The incomplete USS New Orleans in 1883, the year she was sold for scrapping.  She remained on the stocks, housed over, until sold on 24 September 1883 to H. Wilkinson, Jr., of Syracuse, New York.

Built quickly out of green wood, few of these warships survived for long. By the early 1820s most were reported to be “sunk and decayed.” The only exceptions were the incomplete New Orleans and Chippewa, which remained in good condition only because they had expensive shiphouses built over them. As a result, the New Orleans, slovenly construction notwithstanding, was still considered useful as late as the American Civil War, a half century later.

The Great Rope — One Last Fun Story

In May 1814, 84 men carried a ship’s cable weighing five tons from the mouth of Sandy Creek to Sackets Harbor, a distance of 20 miles.   It took two days and they were left battered and bruised, but they did the job “can-do” American style.

The serpentine line of cable-carriers passed from village to village during the 20-mile journey where they were met with growing enthusiasm, refreshments, and replacements for those too exhausted or injured to continue. Mats of woven grass were fashioned to protect the shoulders of cable-carriers but all had large bruises. It was said that some carried the callous or mark on their shoulders the rest of their lives.

The Great Rope was the main anchor cable for the “Superior”, a frigate launched May 1, 1814 from Sackets Harbor under the command of Issac Chauncy. When armed, she was to carry 66 guns. The rope, under guard in Oswego, was 22 inches around and weighed 9,600 pounds.

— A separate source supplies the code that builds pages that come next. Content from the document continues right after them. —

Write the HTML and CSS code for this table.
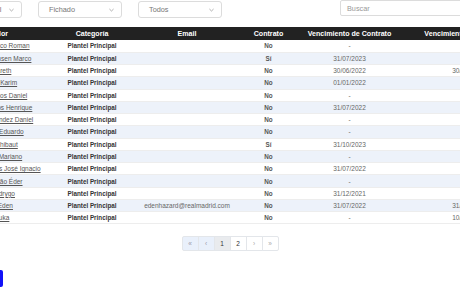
FILE: index.html
```html
<!DOCTYPE html>
<html lang="es">
<head>
  <meta charset="UTF-8">
  <title>Jugadores</title>
  <link rel="stylesheet" href="styles.css">
</head>
<body>
  <div class="page">
    <div class="filters">
      <div class="select"><span>Plantel Principal</span><svg class="chev" viewBox="0 0 6 4"><path d="M0.5 0.8 3 3.2 5.5 0.8"/></svg></div>
      <div class="select"><span>Fichado</span><svg class="chev" viewBox="0 0 6 4"><path d="M0.5 0.8 3 3.2 5.5 0.8"/></svg></div>
      <div class="select"><span>Todos</span><svg class="chev" viewBox="0 0 6 4"><path d="M0.5 0.8 3 3.2 5.5 0.8"/></svg></div>
      <div class="search">Buscar</div>
    </div>

    <table class="players">
      <colgroup>
        <col style="width:100px"><col style="width:96px"><col style="width:94px">
        <col style="width:69px"><col style="width:93px"><col style="width:145px">
      </colgroup>
      <thead>
        <tr><th>Jugador</th><th>Categoría</th><th>Email</th><th>Contrato</th><th>Vencimiento de Contrato</th><th>Vencimiento de Pasaporte</th></tr>
      </thead>
      <tbody>
        <tr><td><a href="#">Altube Francisco Roman</a></td><td class="cat">Plantel Principal</td><td></td><td class="yn">No</td><td>-</td><td>-</td></tr>
        <tr><td><a href="#">Asensio Willemsen Marco</a></td><td class="cat">Plantel Principal</td><td></td><td class="yn">Sí</td><td>31/07/2023</td><td>-</td></tr>
        <tr><td><a href="#">Bale Gareth</a></td><td class="cat">Plantel Principal</td><td></td><td class="yn">No</td><td>30/06/2022</td><td>30/06/2022</td></tr>
        <tr><td><a href="#">Benzema Karim</a></td><td class="cat">Plantel Principal</td><td></td><td class="yn">No</td><td>01/01/2022</td><td>-</td></tr>
        <tr><td><a href="#">Carvajal Ramos Daniel</a></td><td class="cat">Plantel Principal</td><td></td><td class="yn">No</td><td>-</td><td>-</td></tr>
        <tr><td><a href="#">Casemiro Carlos Henrique</a></td><td class="cat">Plantel Principal</td><td></td><td class="yn">No</td><td>31/07/2022</td><td>-</td></tr>
        <tr><td><a href="#">Ceballos Fernández Daniel</a></td><td class="cat">Plantel Principal</td><td></td><td class="yn">No</td><td>-</td><td>-</td></tr>
        <tr><td><a href="#">Camavinga Eduardo</a></td><td class="cat">Plantel Principal</td><td></td><td class="yn">No</td><td>-</td><td>-</td></tr>
        <tr><td><a href="#">Courtois Thibaut</a></td><td class="cat">Plantel Principal</td><td></td><td class="yn">Sí</td><td>31/10/2023</td><td>-</td></tr>
        <tr><td><a href="#">Díaz Mejía Mariano</a></td><td class="cat">Plantel Principal</td><td></td><td class="yn">No</td><td>-</td><td>-</td></tr>
        <tr><td><a href="#">Fernández Iglesias José Ignacio</a></td><td class="cat">Plantel Principal</td><td></td><td class="yn">No</td><td>31/07/2022</td><td>-</td></tr>
        <tr><td><a href="#">Gabriel Militão Éder</a></td><td class="cat">Plantel Principal</td><td></td><td class="yn">No</td><td>-</td><td>-</td></tr>
        <tr><td><a href="#">Goes Rodrygo</a></td><td class="cat">Plantel Principal</td><td></td><td class="yn">No</td><td>31/12/2021</td><td>-</td></tr>
        <tr><td><a href="#">Hazard Eden</a></td><td class="cat">Plantel Principal</td><td>edenhazard@realmadrid.com</td><td class="yn">No</td><td>31/07/2022</td><td>31/07/2022</td></tr>
        <tr><td><a href="#">Jović Luka</a></td><td class="cat">Plantel Principal</td><td></td><td class="yn">No</td><td>-</td><td>10/06/2022</td></tr>
      </tbody>
    </table>
  </div>

  <nav class="pager">
    <span class="pg off">«</span>
    <span class="pg off">‹</span>
    <span class="pg cur">1</span>
    <span class="pg">2</span>
    <span class="pg dim">›</span>
    <span class="pg dim">»</span>
  </nav>

  <button class="add">Guardar</button>
</body>
</html>
```

FILE: styles.css
```css
body {
  margin: 0; overflow: hidden; background: #fff;
  font-family: "Liberation Sans", Arial, sans-serif;
  color: #555;
}
.page { width: 600px; margin-left: -62px; }

.filters { display: flex; align-items: flex-start; gap: 16px; }
.select {
  width: 84px; height: 17px; margin-top: 1px; box-sizing: border-box;
  display: flex; align-items: center; justify-content: space-between;
  padding: 0 7px 0 10px; border: 1px solid #dcdcdc; border-radius: 3px;
  font-size: 7.3px; color: #777; white-space: nowrap;
}
.chev { width: 5px; height: 4px; fill: none; stroke: #8a8a8a; stroke-width: 0.8; }
.search {
  margin-left: auto; width: 198px; height: 16px; box-sizing: border-box;
  display: flex; align-items: center; padding-left: 6px;
  border: 1px solid #dcdcdc; border-radius: 2px;
  font-size: 7.3px; color: #999;
}

.players {
  margin: 9px 0 0 6px; border-collapse: collapse; table-layout: fixed;
  width: 597px;
}
.players th {
  background: #222; color: #fff; font-size: 7.1px; font-weight: bold;
  height: 13px; padding: 0; white-space: nowrap;
}
.players td {
  height: 12.27px; padding: 0; text-align: center; white-space: nowrap;
  font-size: 6.5px; color: #666; box-sizing: border-box;
  border-bottom: 1px solid #ededed;
}
.players tbody tr:nth-child(even) td { background: #edf2fa; }
.players a { color: #555; text-decoration: underline; }
.players td.cat { color: #333; font-weight: bold; font-size: 6.3px; }
.players td.yn { color: #555; font-weight: bold; font-size: 6.3px; }

.pager { display: flex; justify-content: center; margin-top: 12px; }
.pg {
  width: 17px; height: 15px; box-sizing: border-box;
  display: flex; align-items: center; justify-content: center;
  border: 1px solid #e3e6ea; margin-left: -1px;
  font-size: 6.5px; color: #333; background: #fff;
}
.pg:first-child { border-radius: 2px 0 0 2px; margin-left: 0; }
.pg:last-child { border-radius: 0 2px 2px 0; }
.pg.off { background: #e9f0fb; color: #99a; }
.pg.cur { background: #e9ebee; }
.pg.dim { color: #aaa; }

.add {
  display: block; margin: 19px 0 0 -60px; width: 63px; height: 17px;
  border: 0; border-radius: 2px; background: #1212f8; color: #fff;
  font-size: 7px;
}
```
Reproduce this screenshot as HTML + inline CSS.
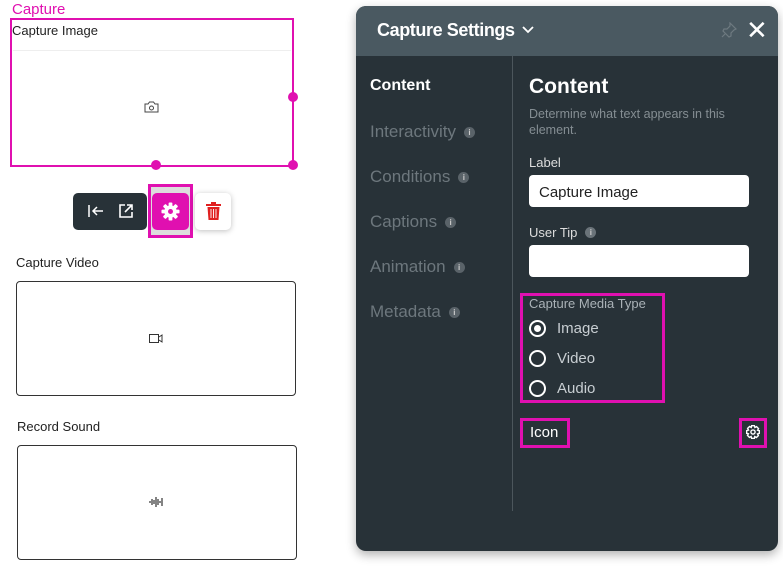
<!DOCTYPE html>
<html><head><style>
*{box-sizing:border-box;margin:0;padding:0}
body{width:783px;height:566px;background:#fff;font-family:"Liberation Sans",sans-serif;position:relative;overflow:hidden}
.a{position:absolute}
.t{font-size:13px;color:#222}
.panel{left:356px;top:6px;width:422px;height:545px;background:#283238;border-radius:10px;box-shadow:0 4px 10px rgba(0,0,0,.3);overflow:hidden}
.hdr{left:0;top:0;width:422px;height:50px;background:#4a5961}
.nav{font-size:17px;color:#6d777d}
.info{display:inline-block;width:11px;height:11px;border-radius:50%;background:#5a6369;color:#ccc;font-size:8px;text-align:center;line-height:11px;font-weight:bold;vertical-align:2px;margin-left:8px}
.pk{border:3px solid #e010b0}
.radio{width:17px;height:17px;border:2px solid #fff;border-radius:50%}
</style></head><body>
<div class="a" style="left:12px;top:1px;font-size:15px;color:#e010b0">Capture</div>
<div class="a pk" style="left:10px;top:18px;width:284px;height:149px;border-width:2px"></div>
<div class="a t" style="left:12px;top:23px">Capture Image</div>
<div class="a" style="left:13px;top:50px;width:278px;height:1px;background:#eee"></div>
<svg class="a" style="left:144px;top:101px" width="15" height="12" viewBox="0 0 15 12"><path d="M1 3h3l1.5-2h4L11 3h3v8H1z" fill="none" stroke="#444"/><circle cx="7.5" cy="7" r="2" fill="none" stroke="#444"/></svg>
<div class="a" style="left:288px;top:92px;width:10px;height:10px;border-radius:50%;background:#e010b0"></div>
<div class="a" style="left:151px;top:160px;width:10px;height:10px;border-radius:50%;background:#e010b0"></div>
<div class="a" style="left:288px;top:160px;width:10px;height:10px;border-radius:50%;background:#e010b0"></div>
<div class="a" style="left:73px;top:193px;width:74px;height:37px;background:#283238;border-radius:5px"></div>
<svg class="a" style="left:87px;top:204px" width="18" height="14" viewBox="0 0 18 14"><path d="M2 1v12M16 7H6M10 3L6 7l4 4" fill="none" stroke="#fff" stroke-width="1.5"/></svg>
<svg class="a" style="left:118px;top:203px" width="16" height="16" viewBox="0 0 16 16"><path d="M7 2H2v12h12V9M9 2h5v5M14 2L7 9" fill="none" stroke="#fff" stroke-width="1.6"/></svg>
<div class="a" style="left:148px;top:184px;width:45px;height:54px;border:3px solid #e010b0;background:#ddd"></div>
<div class="a" style="left:152px;top:193px;width:37px;height:37px;background:#e010b0;border-radius:5px"></div>
<svg class="a" style="left:161px;top:202px" width="19" height="19" viewBox="-10 -10 20 20"><g fill="#fff"><circle r="6.5"/><g id="tt"><rect x="-2" y="-9.5" width="4" height="5" rx="1"/></g><use href="#tt" transform="rotate(45)"/><use href="#tt" transform="rotate(90)"/><use href="#tt" transform="rotate(135)"/><use href="#tt" transform="rotate(180)"/><use href="#tt" transform="rotate(225)"/><use href="#tt" transform="rotate(270)"/><use href="#tt" transform="rotate(315)"/></g><circle r="2.6" fill="#e010b0"/></svg>
<div class="a" style="left:195px;top:193px;width:36px;height:37px;background:#fff;border-radius:5px;box-shadow:0 1px 6px rgba(0,0,0,.25)"></div>
<svg class="a" style="left:206px;top:201px" width="15" height="20" viewBox="0 0 15 20"><path d="M0 3h15v2H0zM5 1h5v2H5zM1.5 6h12l-1 13h-10z" fill="#e02020"/><path d="M5 8v9M7.5 8v9M10 8v9" stroke="#fff" stroke-width="0.9"/></svg>
<div class="a t" style="left:16px;top:255px">Capture Video</div>
<div class="a" style="left:16px;top:281px;width:280px;height:115px;border:1px solid #333;border-radius:4px"></div>
<svg class="a" style="left:149px;top:334px" width="14" height="9" viewBox="0 0 14 9"><rect x="0.5" y="0.5" width="9" height="8" fill="none" stroke="#333"/><path d="M10 3l3-2v7l-3-2" fill="none" stroke="#333"/></svg>
<div class="a t" style="left:17px;top:419px">Record Sound</div>
<div class="a" style="left:17px;top:445px;width:280px;height:115px;border:1px solid #333;border-radius:4px"></div>
<svg class="a" style="left:149px;top:496px" width="14" height="12" viewBox="0 0 14 12"><path d="M1 5v2M3 3v6M5 4v4M7 1v10M9 3v6M11 5v2M13 2v8" stroke="#333" stroke-width="1.2"/></svg>

<div class="a panel">
 <div class="a hdr"></div>
 <div class="a" style="left:21px;top:14px;color:#fff;font-size:18px;font-weight:bold;letter-spacing:-0.4px;white-space:nowrap">Capture Settings <svg width="12" height="8" viewBox="0 0 12 8" style="margin-left:3px;vertical-align:2px"><path d="M1 1l5 5 5-5" fill="none" stroke="#fff" stroke-width="1.8"/></svg></div>
 <svg class="a" style="left:365px;top:16px" width="16" height="16" viewBox="0 0 16 16"><path d="M9 1l6 6-2 1-3 3 0 3-2 1-6-6 1-2 3 0 3-3z M4 12l-3 3" fill="none" stroke="#6e7a80" stroke-width="1.2"/></svg>
 <div class="a" style="left:390px;top:9px;color:#fff;font-size:26px">&#10005;</div>
 <div class="a" style="left:156px;top:50px;width:1px;height:455px;background:#4c565c"></div>
 <div class="a" style="left:14px;top:71px;color:#fff;font-size:16px;font-weight:bold">Content</div>
 <div class="a nav" style="left:14px;top:116px">Interactivity<span class="info">i</span></div>
 <div class="a nav" style="left:14px;top:161px">Conditions<span class="info">i</span></div>
 <div class="a nav" style="left:14px;top:206px">Captions<span class="info">i</span></div>
 <div class="a nav" style="left:14px;top:251px">Animation<span class="info">i</span></div>
 <div class="a nav" style="left:14px;top:296px">Metadata<span class="info">i</span></div>
 <div class="a" style="left:173px;top:69px;color:#fff;font-size:21px;font-weight:bold">Content</div>
 <div class="a" style="left:173px;top:100px;color:#858e93;font-size:12.5px;line-height:16px;width:220px">Determine what text appears in this element.</div>
 <div class="a" style="left:173px;top:149px;color:#ddd;font-size:13px">Label</div>
 <div class="a" style="left:173px;top:169px;width:220px;height:32px;background:#fff;border-radius:4px;padding:9px 10px;font-size:15px;color:#222">Capture Image</div>
 <div class="a" style="left:173px;top:219px;color:#ddd;font-size:13px">User Tip<span class="info" style="background:#6a7379">i</span></div>
 <div class="a" style="left:173px;top:239px;width:220px;height:32px;background:#fff;border-radius:4px"></div>
 <div class="a pk" style="left:164px;top:287px;width:145px;height:110px"></div>
 <div class="a" style="left:173px;top:290px;color:#aab2b7;font-size:13px">Capture Media Type</div>
 <div class="a radio" style="left:173px;top:314px"><div style="width:7px;height:7px;border-radius:50%;background:#fff;margin:3px"></div></div>
 <div class="a" style="left:201px;top:314px;color:#c8ced2;font-size:15px">Image</div>
 <div class="a radio" style="left:173px;top:344px"></div>
 <div class="a" style="left:201px;top:344px;color:#c8ced2;font-size:15px">Video</div>
 <div class="a radio" style="left:173px;top:374px"></div>
 <div class="a" style="left:201px;top:374px;color:#c8ced2;font-size:15px">Audio</div>
 <div class="a pk" style="left:164px;top:412px;width:50px;height:30px"></div>
 <div class="a" style="left:174px;top:418px;color:#fff;font-size:15px">Icon</div>
 <div class="a pk" style="left:383px;top:412px;width:28px;height:30px"></div>
 <svg class="a" style="left:390px;top:419px" width="14" height="14" viewBox="-10 -10 20 20"><g fill="none" stroke="#fff" stroke-width="2"><circle r="3"/><path d="M-2-9h4l.7 2.6 2.4-1.3 2.8 2.8-1.3 2.4L9-2v4l-2.6.7 1.3 2.4-2.8 2.8-2.4-1.3L2 9h-4l-.7-2.6-2.4 1.3-2.8-2.8 1.3-2.4L-9 2v-4l2.6-.7-1.3-2.4 2.8-2.8 2.4 1.3z"/></g></svg>
</div>
</body></html>
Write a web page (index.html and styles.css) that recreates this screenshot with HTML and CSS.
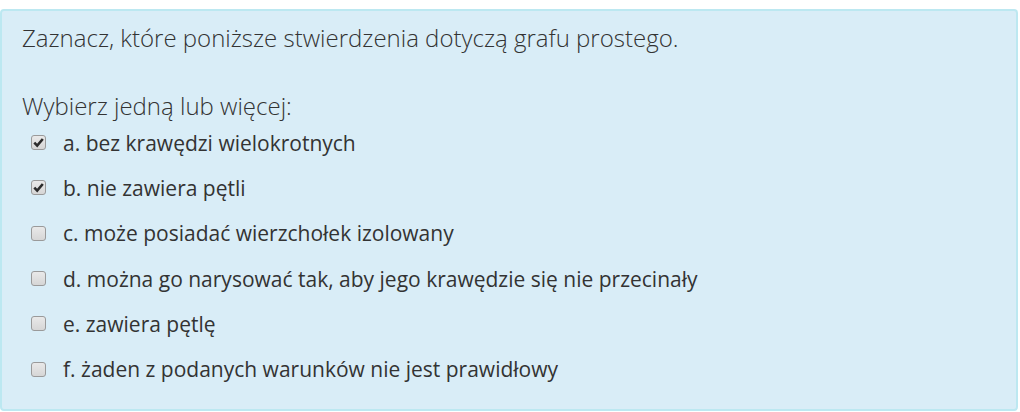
FILE: index.html
```html
<!DOCTYPE html>
<html lang="pl">
<head>
<meta charset="utf-8">
<link rel="stylesheet" href="styles.css">
</head>
<body>
<div class="formulation">
  <div class="qtext">Zaznacz, które poniższe stwierdzenia dotyczą grafu prostego.</div>
  <div class="ablock">
    <div class="prompt">Wybierz jedną lub więcej:</div>
    <div class="answer">
      <div class="opt"><span class="cb checked"><svg viewBox="0 0 11 11" width="11" height="11"><path d="M1.3 5.6 L4.2 8.6 L9.8 2" fill="none" stroke="#2b2b2b" stroke-width="2.6"/></svg></span><span class="lbl">a. bez krawędzi wielokrotnych</span></div>
      <div class="opt"><span class="cb checked"><svg viewBox="0 0 11 11" width="11" height="11"><path d="M1.3 5.6 L4.2 8.6 L9.8 2" fill="none" stroke="#2b2b2b" stroke-width="2.6"/></svg></span><span class="lbl">b. nie zawiera pętli</span></div>
      <div class="opt"><span class="cb"></span><span class="lbl">c. może posiadać wierzchołek izolowany</span></div>
      <div class="opt"><span class="cb"></span><span class="lbl">d. można go narysować tak, aby jego krawędzie się nie przecinały</span></div>
      <div class="opt"><span class="cb"></span><span class="lbl">e. zawiera pętlę</span></div>
      <div class="opt"><span class="cb"></span><span class="lbl">f. żaden z podanych warunków nie jest prawidłowy</span></div>
    </div>
  </div>
</div>
</body>
</html>
```
FILE: styles.css
```css
html, body {
  margin: 0;
  padding: 0;
  background: #fff;
}
body {
  padding: 9px 2px 1px 0;
  font-family: "Open Sans", "Liberation Sans", sans-serif;
  color: #333;
}
.formulation {
  box-sizing: border-box;
  height: 402px;
  background: #d9edf7;
  border: 2px solid #bce8f1;
  border-radius: 4px;
  padding: 9px 20px 0 20px;
}
.qtext {
  font-size: 24px;
  font-weight: 300;
  line-height: 36px;
  color: #333;
}
.ablock {
  margin-top: 36px;
}
.prompt {
  font-size: 24px;
  font-weight: 300;
  line-height: 28px;
}
.answer {
  display: flex;
  flex-direction: column;
}
.opt {
  display: flex;
  align-items: center;
  height: 45.33px;
  padding-left: 9px;
}
.cb {
  box-sizing: border-box;
  width: 15px;
  height: 15px;
  border: 1px solid #9a9a9a;
  border-radius: 3px;
  background: linear-gradient(#e9e9e9, #d6d6d6);
  display: flex;
  align-items: center;
  justify-content: center;
  margin-right: 17px;
  flex: none;
}
.lbl {
  font-size: 21px;
  line-height: 28px;
  color: #333;
}
```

Although the rope traveled by boat most of the way, due to heavy fighting on Lake Ontario, the last leg of the trip was made over land on the backs of men. Here’s the complete story “.Events Surrounding The Battle of Big Sandy and the Carrying of the Great Rope in 1814 and the Ensuing 185 Years.” by Blaine Bettinger.

This reenactment rope  is undersized. Plus the locals were the ones who pitched in and they wouldn’t have had hats with feathers.       The original ships’ cable would have been four times as thick and heavy as the one depicted here.